The Healthcare Financial Management Association has released draft best practices to help patients sort through increasingly complex, confusing and complicated healthcare payment structures and access and pay for the health services they need.
The draft guidelines, revealed Sunday at the HFMA's annual conference in Orlando, Fla., focus on financial interactions when medical services are scheduled and during both emergency and non-emergency care. They offer guidance on when and how to communicate information about patient insurance coverage, financial counseling, patient financial responsibility for service, and any existing balance the patient may have.
The best practices emphasize open and early communication, sharing clear information and identifying a path for financial resolution that is fair for patients and healthcare organizations alike.

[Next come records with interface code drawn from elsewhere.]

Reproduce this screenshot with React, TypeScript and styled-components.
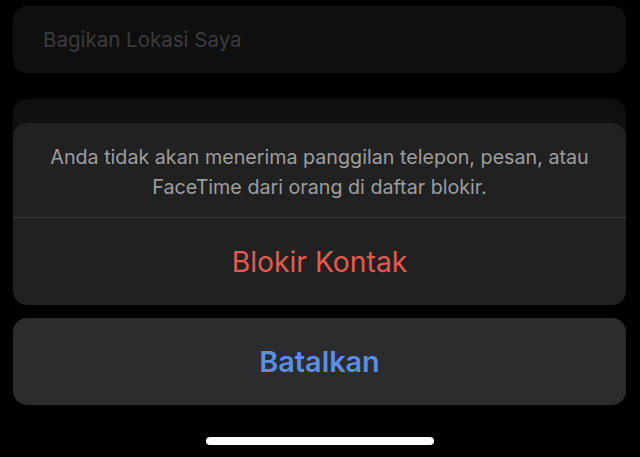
import React from "react";
import styled, { createGlobalStyle } from "styled-components";

const GlobalStyle = createGlobalStyle`
  html, body {
    margin: 0;
    padding: 0;
    background: #000;
  }
  body {
    font-family: Inter, "Noto Sans", "Liberation Sans", sans-serif;
    -webkit-font-smoothing: antialiased;
  }
`;

const Screen = styled.div`
  position: relative;
  width: 640px;
  height: 457px;
  overflow: hidden;
  background: #000;
`;

const Content = styled.div`
  display: flex;
  flex-direction: column;
  gap: 26px;
  padding: 6px 14px 0 13px;
`;

const Card = styled.div<{ $height: number }>`
  height: ${(p) => p.$height}px;
  background: #0f0f10;
  border-radius: 14px;
  display: flex;
  align-items: center;
  padding: 0 30px;
`;

const CardLabel = styled.span`
  font-size: 20.5px;
  color: #3b3b3d;
`;

const Sheet = styled.div`
  position: absolute;
  left: 13px;
  right: 14px;
  bottom: 0;
  display: flex;
  flex-direction: column;
  gap: 13px;
`;

const Group = styled.div<{ $bg: string }>`
  background: ${(p) => p.$bg};
  border-radius: 14px;
  overflow: hidden;
  display: flex;
  flex-direction: column;
`;

const Message = styled.div`
  height: 95px;
  box-sizing: border-box;
  border-bottom: 1px solid #3a3a3c;
  display: flex;
  align-items: center;
  justify-content: center;
  text-align: center;
  padding: 4px 20px 0;
  font-size: 19.7px;
  line-height: 30px;
  color: #9d9d9f;
`;

const Action = styled.button<{ $color: string; $weight: number; $size: number }>`
  height: 87px;
  border: none;
  background: transparent;
  font-family: inherit;
  font-size: ${(p) => p.$size}px;
  font-weight: ${(p) => p.$weight};
  color: ${(p) => p.$color};
  padding: 0;
  cursor: pointer;
`;

const HomeArea = styled.div`
  height: 39px;
  display: flex;
  justify-content: center;
  padding-top: 19px;
  box-sizing: border-box;
`;

const HomeIndicator = styled.div`
  width: 228px;
  height: 8px;
  border-radius: 4px;
  background: #fff;
`;

export default function App() {
  return (
    <Screen>
      <GlobalStyle />
      <Content>
        <Card $height={67}>
          <CardLabel>Bagikan Lokasi Saya</CardLabel>
        </Card>
        <Card $height={120} />
      </Content>
      <Sheet>
        <Group $bg="#212121">
          <Message>
            Anda tidak akan menerima panggilan telepon, pesan, atau FaceTime dari orang di daftar blokir.
          </Message>
          <Action $color="#e35a4e" $weight={400} $size={28.3}>
            Blokir Kontak
          </Action>
        </Group>
        <Group $bg="#2c2c2e">
          <Action $color="#5b8fe6" $weight={600} $size={28.8}>
            Batalkan
          </Action>
        </Group>
        <HomeArea>
          <HomeIndicator />
        </HomeArea>
      </Sheet>
    </Screen>
  );
}
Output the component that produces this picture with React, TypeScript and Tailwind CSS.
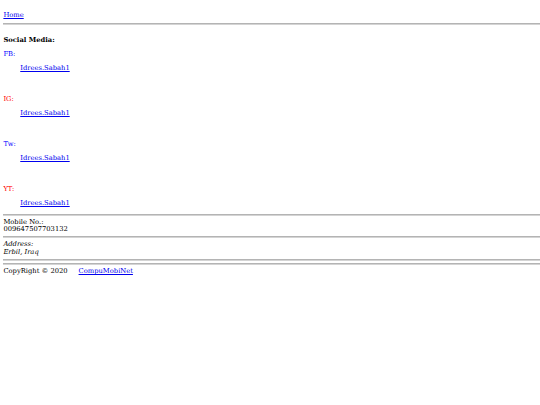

"Healthcare financial interactions can be complex and confusing because of complicated payment structures, dozens of different payers and forms, and varied government programs," Joseph J. Fifer, president and CEO of HFMA said during the announcement.
"When you add the reality that patients are becoming responsible for greater proportions of their healthcare costs, clear guidelines and communication are more important than ever."
Fifer said the best practices are critical to the association's ongoing effort to establish more consistent and financial practices that are fair to all stakeholders while helping patients access and pay for the healthcare they need.
The draft guidelines were developed by a steering committee that included leaders from HFMA, the National Patient Advocate Foundation (NPAF), the American Hospital Association, Harvard Medical School and America's Health Insurance Plans. The public can comment on the draft best practices until July 31. HFMA plans to release final guidelines in the fall for voluntary adoption.
"The early, clear financial conversations described in these best practices will help give patients peace of mind and help providers receive appropriate payment--both key objectives for the healthcare system to function with fairness and compassion," said Nancy Davenport-Ennis, president and CEO of the NPAF.
The patient financial interactions project was overseen by an advisory panel consisting of former Senate majority leaders Tom Daschle (D-S.D.) and Bill Frist (R-Tenn.), former Secretary of Health and Human Services Donna Shalala, former Republican Utah Gov. Michael Leavitt and attorney Jamie Gorelick.